▶ [What the exercise asks]
For each line of the data below that holds "this", copy the line.

▶ [Stored data]
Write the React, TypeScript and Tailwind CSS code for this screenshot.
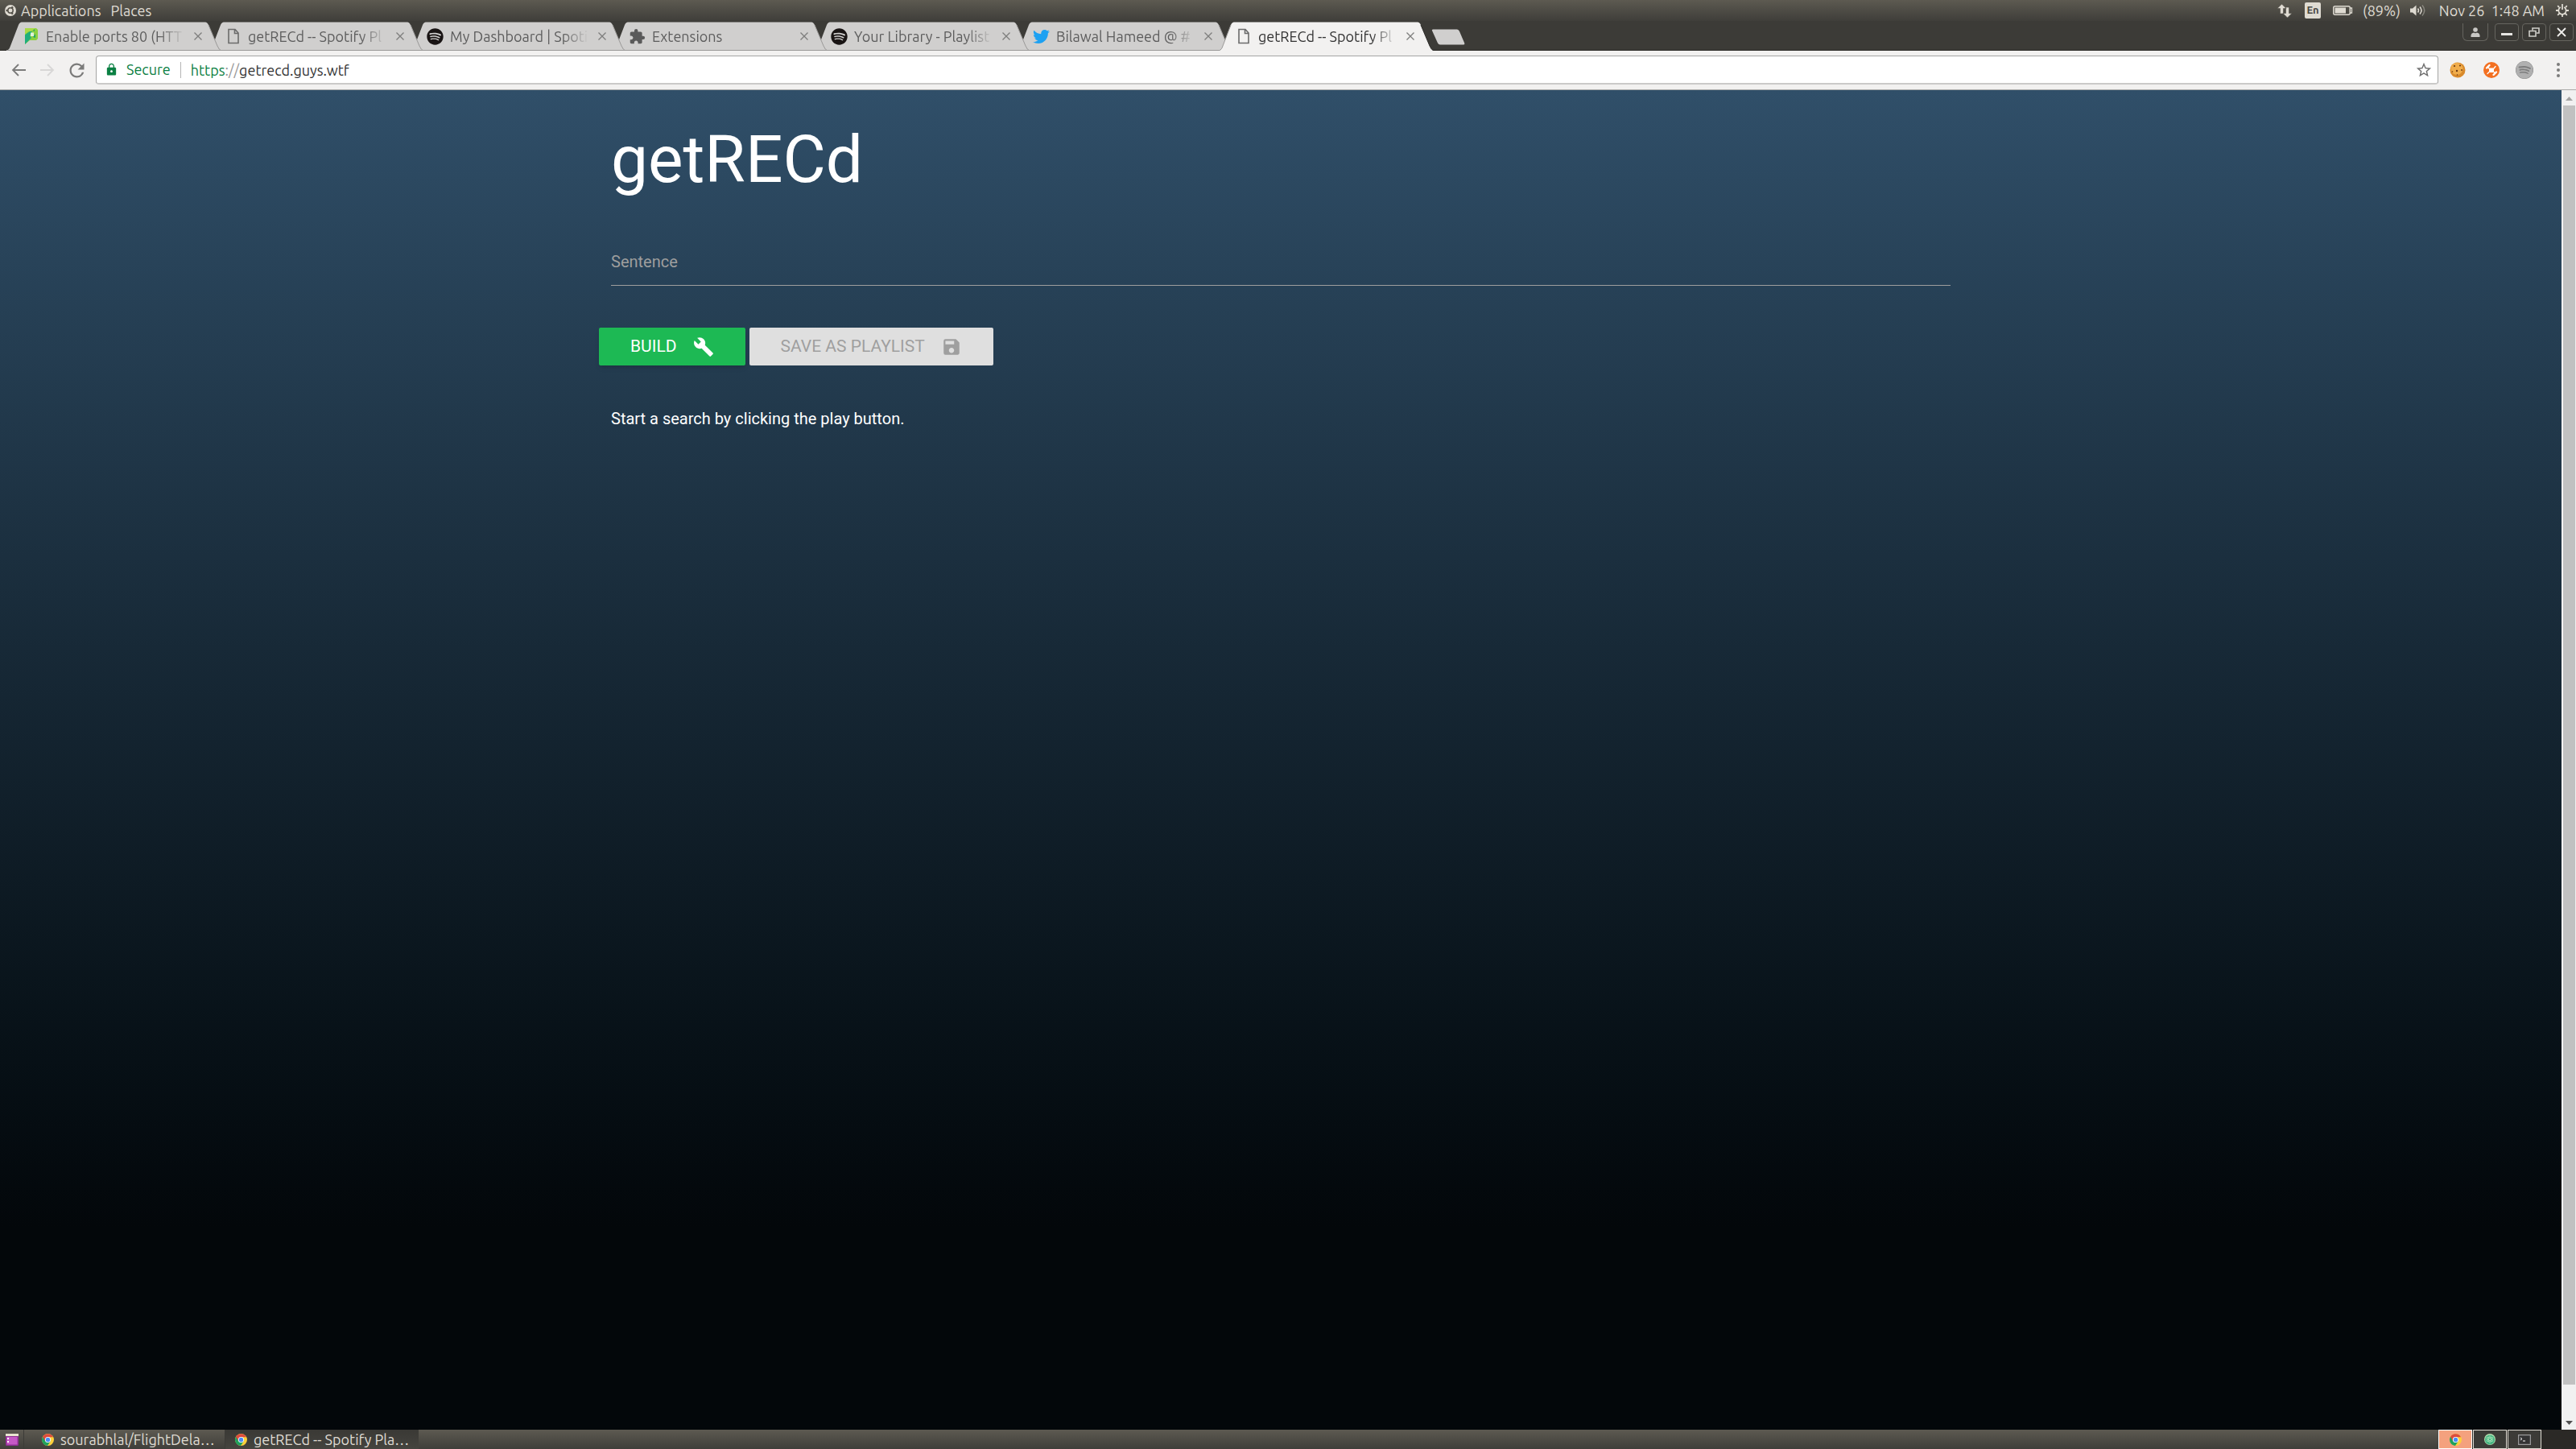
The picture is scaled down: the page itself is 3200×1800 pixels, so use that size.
import React from "react";
import { MdBuild, MdSave, MdExtension, MdLock, MdRefresh, MdStarBorder } from "react-icons/md";
import { FaSpotify, FaTwitter } from "react-icons/fa";

type Tab = { title: string; icon: React.ReactNode; active?: boolean };

const PageIcon = () => (
  <svg viewBox="0 0 14 20" className="h-5 w-4" fill="none" stroke="#6b6b6b" strokeWidth="1.6">
    <path d="M1 1.5h8l4 4.5v12.5H1zM8.5 1.5V6.5H13" />
  </svg>
);

const PathIcon = () => (
  <svg viewBox="0 0 16 20" className="h-5 w-4">
    <path d="M0 0h14l2 2v11l-2 2H6l-6 5z" fill="#8bd13f" />
    <path d="M0 8l6-4h3L6 9l2 3-8 8z" fill="#1fae7c" />
    <path d="M0 0h13L7 4H4L0 8z" fill="#a9da48" />
    <path d="M10 3l2-2v3zM10 11l3-4v5z" fill="#22a06e" />
    <path d="M7 5.500h4v4.500H7z" fill="#dff0d8" />
  </svg>
);

const ChromeIcon = () => (
  <svg viewBox="0 0 16 16" className="size-[15px] shrink-0">
    <circle cx="8" cy="8" r="8" fill="#fdd03b" />
    <path d="M8 8 1.1 4A8 8 0 0 0 7.4 16l4-6z" fill="#1fa15d" />
    <path d="M1.1 4A8 8 0 0 1 15 4.400H8L4.600 10z" fill="#dc4b3e" />
    <circle cx="8" cy="8" r="3.800" fill="#fff" />
    <circle cx="8" cy="8" r="2.900" fill="#4b8cf5" />
  </svg>
);

const UbuntuIcon = () => (
  <svg viewBox="0 0 14 14" className="size-[14px]">
    <circle cx="7" cy="7" r="7" fill="#dfdbd2" />
    <circle cx="7" cy="7" r="3.200" fill="none" stroke="#55524a" strokeWidth="1.500" />
    <g fill="#55524a">
      <circle cx="2.600" cy="7" r="1.200" />
      <circle cx="9.200" cy="3.200" r="1.200" />
      <circle cx="9.200" cy="10.800" r="1.200" />
    </g>
  </svg>
);

const tabs: Tab[] = [
  { title: "Enable ports 80 (HTT", icon: <PathIcon /> },
  { title: "getRECd -- Spotify Pl", icon: <PageIcon /> },
  { title: "My Dashboard | Spoti", icon: <FaSpotify className="size-[21px] text-[#191414]" /> },
  { title: "Extensions", icon: <MdExtension className="size-[21px] text-[#5a5a5a]" /> },
  { title: "Your Library - Playlist", icon: <FaSpotify className="size-[21px] text-[#191414]" /> },
  { title: "Bilawal Hameed @ #", icon: <FaTwitter className="size-[21px] text-[#1da1f2]" /> },
  { title: "getRECd -- Spotify Pl", icon: <PageIcon />, active: true },
];

const tabLayers = ["z-[6]", "z-[5]", "z-[4]", "z-[3]", "z-[2]", "z-[1]", "z-[7]"];

function BrowserTab({ tab, layer }: { tab: Tab; layer: string }) {
  return (
    <div className={`relative -mr-4 flex h-9 w-[267px] shrink-0 items-center pl-5 pr-6 ${layer}`}>
      <svg viewBox="0 0 267 36" preserveAspectRatio="none" className="absolute inset-0 size-full">
        <path d="M0 36C3 35 4 33 5 30L15 4Q16.500 .5 19 .5H247Q249.500 .5 251 4L262 30Q264 35 267 36z" fill={tab.active ? "#f2f1f0" : "#d0cfce"} />
        <path d="M251 4L262 30Q264 35 267 36" fill="none" stroke={tab.active ? "#2b2a27" : "#9a9998"} />
        {tab.active ? <path d="M0 36C3 35 4 33 5 30L15 4" fill="none" stroke="#9a9998" /> : <path d="M0 35.500H267" stroke="#9a9998" />}
      </svg>
      <button className="relative flex min-w-0 flex-1 items-center text-left">
        <span className="flex w-[21px] shrink-0 justify-center">{tab.icon}</span>
        <span
          className={`ml-2 w-[172px] overflow-hidden whitespace-nowrap text-[18px] leading-6 [mask-image:linear-gradient(to_right,black_82%,transparent)] ${
            tab.active ? "text-[#333]" : "text-[#5d5d5d]"
          }`}
        >
          {tab.title}
        </span>
      </button>
      <button aria-label="Close tab" className="relative ml-3">
        <svg viewBox="0 0 10 10" className="size-[10px]" stroke="#7d7d7c" strokeWidth="1.300">
          <path d="M.5.5l9 9M9.500.5l-9 9" />
        </svg>
      </button>
    </div>
  );
}

function SystemBar() {
  return (
    <header className="flex h-[26px] items-center justify-between bg-linear-to-b from-[#5d5a51] to-[#3f3e3a] pl-1.5 pr-[9px] text-[18px] text-[#dfdbd2]">
      <nav className="flex items-center">
        <UbuntuIcon />
        <button className="ml-1.5">Applications</button>
        <button className="ml-3">Places</button>
      </nav>
      <div className="flex items-center">
        <svg viewBox="0 0 18 17" className="h-[17px] w-[18px]" fill="#dfdbd2">
          <path d="M5.500 0L0 5.500h3.500V12h4V5.500H11zM12.500 17L18 11.500h-3.500V4h-4v7.500H7z" stroke="#504e47" strokeWidth=".6" />
        </svg>
        <span className="ml-4 flex h-5 w-5 items-center justify-center rounded-xs bg-[#dfdbd2] text-[13px] font-bold text-[#4a4843]">En</span>
        <svg viewBox="0 0 25 12" className="ml-[15px] h-3 w-[25px]">
          <rect x=".75" y=".75" width="20.500" height="10.500" rx="2" fill="none" stroke="#dfdbd2" strokeWidth="1.500" />
          <rect x="2.500" y="2.500" width="13.500" height="7" fill="#dfdbd2" />
          <path d="M21 3h2.500v6H21" fill="none" stroke="#dfdbd2" strokeWidth="1.300" />
        </svg>
        <span className="ml-3">(89%)</span>
        <svg viewBox="0 0 20 16" className="ml-3 h-4 w-5" fill="none" stroke="#dfdbd2" strokeWidth="1.500">
          <path d="M0 5.500h3L7.500 1.500v13L3 10.500H0z" fill="#dfdbd2" stroke="none" />
          <path d="M9.500 5.500q2 2.500 0 5M12 3.500q4 4.500 0 9" />
          <path d="M15 1.500q5.500 6.500 0 13" opacity=".4" />
        </svg>
        <span className="ml-4 whitespace-pre">Nov 26  1:48 AM</span>
        <svg viewBox="0 0 18 18" className="ml-3.5 size-4" fill="none" stroke="#dfdbd2">
          <path d="M6.500 4.500a5.300 5.300 0 1 0 5 0" strokeWidth="2" />
          <path d="M9 0v8" strokeWidth="2" />
          <path d="M9 14.500V18M3.700 9H0M14.300 9H18M5 13l-2.500 2.500M13 13l2.500 2.500M4.500 4.500l-2-2M13.500 4.500l2-2" strokeWidth="2" />
        </svg>
      </div>
    </header>
  );
}

function TabStrip() {
  const box = "flex h-[22px] w-[30px] items-center justify-center rounded-sm border border-[#66655f] bg-[#3a3935]";
  return (
    <div className="flex h-[37px] items-start justify-between border-b border-[#2b2a27] bg-[#3c3b37] pl-2 pr-[3px]">
      <div className="isolate mt-px flex">
        {tabs.map((tab, i) => (
          <BrowserTab key={i} tab={tab} layer={tabLayers[i]} />
        ))}
        <button aria-label="New tab" className="ml-[13px] mt-[9px] h-5">
          <svg viewBox="0 0 43 20" className="h-5 w-[43px]">
            <path d="M2 .5H32Q34 .5 35 3L41 17Q42 19.500 40 19.500H11Q9 19.500 8 17.500L1 2Q.5.5 2 .5z" fill="#d0cfce" />
          </svg>
        </button>
      </div>
      <div className="mt-[3px] flex gap-1">
        <button aria-label="Profile" className="mr-1 flex h-[22px] w-8 items-center justify-center rounded-b-md border border-t-0 border-[#66655f]">
          <svg viewBox="0 0 12 12" className="size-3" fill="#c9c8c5">
            <circle cx="6" cy="3" r="2.800" />
            <path d="M.5 12V9.500Q1 7 4 6.500q2 1.300 4 0 3 .5 3.500 3V12z" />
          </svg>
        </button>
        <button aria-label="Minimize" className={box}>
          <span className="mt-[5px] h-[3px] w-3.5 bg-[#e6e5e2]" />
        </button>
        <button aria-label="Restore" className={box}>
          <svg viewBox="0 0 14 12" className="h-3 w-3.5" fill="none" stroke="#d0cfca" strokeWidth="1.600">
            <path d="M5 3.500V1h8v6h-3M1 4.500h8V11H1z" />
          </svg>
        </button>
        <button aria-label="Close" className={box}>
          <svg viewBox="0 0 12 12" className="size-3" stroke="#f0efec" strokeWidth="1.800">
            <path d="M1 1l10 10M11 1L1 11" />
          </svg>
        </button>
      </div>
    </div>
  );
}

function Toolbar() {
  return (
    <div className="flex h-[49px] items-center border-b border-[#a9a9a8] bg-[#f2f1f0] pl-3.5 pr-5">
      <button aria-label="Back">
        <svg viewBox="0 0 18 16" className="h-4 w-[18px]" fill="none" stroke="#7b7b7a" strokeWidth="1.800">
          <path d="M18 8H2M9 1L2 8l7 7" />
        </svg>
      </button>
      <button aria-label="Forward" className="ml-[18px]" disabled>
        <svg viewBox="0 0 18 16" className="h-4 w-[18px]" fill="none" stroke="#d8d7d6" strokeWidth="1.800">
          <path d="M0 8h16M9 1l7 7-7 7" />
        </svg>
      </button>
      <button aria-label="Reload" className="ml-3.5">
        <MdRefresh className="size-[27px] text-[#7b7b7a]" />
      </button>
      <div className="ml-2.5 flex h-9 flex-1 items-center rounded border border-b-2 border-[#a5a5a4] border-b-[#cbcac9] bg-white pl-2.5 pr-1.5">
        <MdLock className="size-[17px] text-[#0b8043]" />
        <span className="ml-2.5 text-[18px] text-[#0b8043]">Secure</span>
        <span className="ml-3 h-5 w-px bg-[#b5b5b5]" />
        <div className="relative ml-3 h-6 flex-1 text-[18px] leading-6">
          <input aria-label="Address" defaultValue="https://getrecd.guys.wtf" className="absolute inset-0 w-full text-transparent outline-none" />
          <span aria-hidden="true" className="pointer-events-none absolute inset-0 text-[#333]">
            <span className="text-[#0b8043]">https</span>
            <span className="text-[#999]">://</span>getrecd.guys.wtf
          </span>
        </div>
        <button aria-label="Bookmark this page">
          <MdStarBorder className="size-[22px] text-[#6f6f6f]" />
        </button>
      </div>
      <button aria-label="Cookies" className="ml-3.5">
        <svg viewBox="0 0 20 20" className="size-5">
          <circle cx="10" cy="10" r="9.500" fill="#d98a2b" />
          <circle cx="9" cy="8.500" r="7.500" fill="#f0ad4c" />
          <g fill="#6d3a12">
            <circle cx="6" cy="5" r="1.100" /><circle cx="13" cy="4.500" r="1.100" /><circle cx="9" cy="11" r="1.200" />
            <circle cx="3.500" cy="12" r=".8" /><circle cx="15" cy="10" r=".9" /><circle cx="9.500" cy="16" r=".8" />
          </g>
        </svg>
      </button>
      <button aria-label="Extension" className="ml-[22px]">
        <svg viewBox="0 0 20 20" className="size-5">
          <circle cx="10" cy="10" r="10" fill="#f37021" />
          <rect x="7" y="7.500" width="6" height="5.500" rx="1" fill="#fff" />
          <path d="M4 7.500L7.500 4M12.500 16l3.500-3.500" stroke="#fff" strokeWidth="2.400" strokeLinecap="round" fill="none" />
          <path d="M7 8L5.500 6.500M13 8l2-2.500M7 12.500L5 14.500M13 12.500l1.500 1.500" stroke="#fff" strokeWidth="1.300" strokeLinecap="round" />
        </svg>
      </button>
      <button aria-label="Spotify" className="ml-5">
        <FaSpotify className="size-[22px] rounded-full bg-[#7d7d7d] text-[#b0b0b0]" />
      </button>
      <button aria-label="Menu" className="ml-[29px] flex flex-col gap-[3px]">
        <span className="size-1 rounded-full bg-[#7b7b7a]" />
        <span className="size-1 rounded-full bg-[#7b7b7a]" />
        <span className="size-1 rounded-full bg-[#7b7b7a]" />
      </button>
    </div>
  );
}

function Page() {
  return (
    <main className="flex-1 bg-linear-to-b from-[#304f69] to-[#03070a] to-85% font-[Roboto,sans-serif] text-white">
      <div className="mx-auto w-[1664px] max-w-full">
        <h1 className="pt-9 text-[82px] leading-[100px]">getRECd</h1>
        <div className="relative mt-[47px]">
          <label htmlFor="sentence" className="pointer-events-none absolute inset-y-0 left-0 flex items-center text-[20px] text-[#9e9e9e]">Sentence</label>
          <input id="sentence" className="block h-[60px] w-full border-b border-[#9e9e9e] text-[20px] outline-none" />
        </div>
        <div className="-ml-[15px] mt-[52px] flex gap-[5px] text-[21px]">
          <button className="flex h-[47px] items-center rounded-xs bg-[#1db954] px-[39px] shadow-md">BUILD<MdBuild className="ml-5 size-[26px]" /></button>
          <button disabled className="flex h-[47px] items-center rounded-xs bg-[#dfdfdf] px-[39px] text-[#9f9f9f]">SAVE AS PLAYLIST<MdSave className="ml-5 size-[26px]" /></button>
        </div>
        <p className="mt-[51px] text-[20px] leading-[30px]">Start a search by clicking the play button.</p>
      </div>
    </main>
  );
}

function Scrollbar() {
  return (
    <div className="flex w-[18px] flex-col items-center bg-[#f1f1f1]">
      <svg viewBox="0 0 18 19" className="h-[19px] w-[18px]"><path d="M5 13h9L9.500 8z" fill="#a3a3a3" /></svg>
      <div className="w-[15px] flex-1 bg-[#c1c1c1]" />
      <svg viewBox="0 0 18 56" className="h-14 w-[18px]"><path d="M5 45h9L9.500 50z" fill="#505050" /></svg>
    </div>
  );
}

function TaskBar() {
  return (
    <footer className="flex h-6 items-stretch justify-between bg-linear-to-b from-[#5d5a51] to-[#3f3e3a] text-[18px] leading-6 text-[#dfdbd2]">
      <div className="flex">
        <button aria-label="Show desktop" className="flex w-[30px] items-center justify-center border-r border-[#3c3b37]">
          <svg viewBox="0 0 16 15" className="h-[15px] w-4">
            <rect y="1" width="16" height="14" rx="1.500" fill="#8d2f92" />
            <rect x="1.500" y="4" width="13" height="9.500" fill="#c559c5" />
            <rect width="16" height="3" fill="#e8e4cf" />
            <path d="M2 5h2v2H2zM2 9h2v2H2z" fill="#fff" />
          </svg>
        </button>
        <button className="flex w-[250px] items-center border-r border-[#3c3b37] pl-[22px]"><ChromeIcon /><span className="ml-2">sourabhlal/FlightDela…</span></button>
        <button className="flex w-60 items-center bg-linear-to-b from-[#3a3935] to-[#45443f] pl-3"><ChromeIcon /><span className="ml-2">getRECd -- Spotify Pla…</span></button>
      </div>
      <div className="flex gap-px bg-[#2b2926] pr-[43px]">
        <button aria-label="Workspace 1" className="flex w-[42px] items-center justify-center border border-white bg-[#f4a17e]"><ChromeIcon /></button>
        <button aria-label="Workspace 2" className="flex w-[42px] items-center justify-center border border-[#dfdbd2] bg-[#3c3b37]">
          <svg viewBox="0 0 14 14" className="size-3.5"><circle cx="7" cy="7" r="7" fill="#b5dcae" /><circle cx="7" cy="7.500" r="6" fill="#45b583" /><g fill="none" stroke="#a5e0b4" strokeWidth=".8"><ellipse cx="7" cy="7" rx="1.600" ry="4.300" /><ellipse cx="7" cy="7" rx="1.600" ry="4.300" transform="rotate(60 7 7)" /><ellipse cx="7" cy="7" rx="1.600" ry="4.300" transform="rotate(120 7 7)" /></g></svg>
        </button>
        <button aria-label="Workspace 3" className="flex w-[42px] items-center justify-center border border-[#dfdbd2] bg-[#3c3b37]">
          <svg viewBox="0 0 16 13" className="h-[13px] w-4"><rect x=".5" y=".5" width="15" height="12" fill="#333" stroke="#999" strokeWidth="1.500" /><path d="M3 4l2 1.500L3 7M6 8h3" stroke="#fff" fill="none" /></svg>
        </button>
      </div>
    </footer>
  );
}

export default function App() {
  return (
    <div className="flex min-h-screen flex-col font-[Ubuntu,'Open_Sans','Noto_Sans',sans-serif]">
      <SystemBar />
      <TabStrip />
      <Toolbar />
      <div className="flex flex-1">
        <Page />
        <Scrollbar />
      </div>
      <TaskBar />
    </div>
  );
}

▶ [The output]
Write the React, TypeScript and Tailwind CSS code for this screenshot.
        <button aria-label="Bookmark this page">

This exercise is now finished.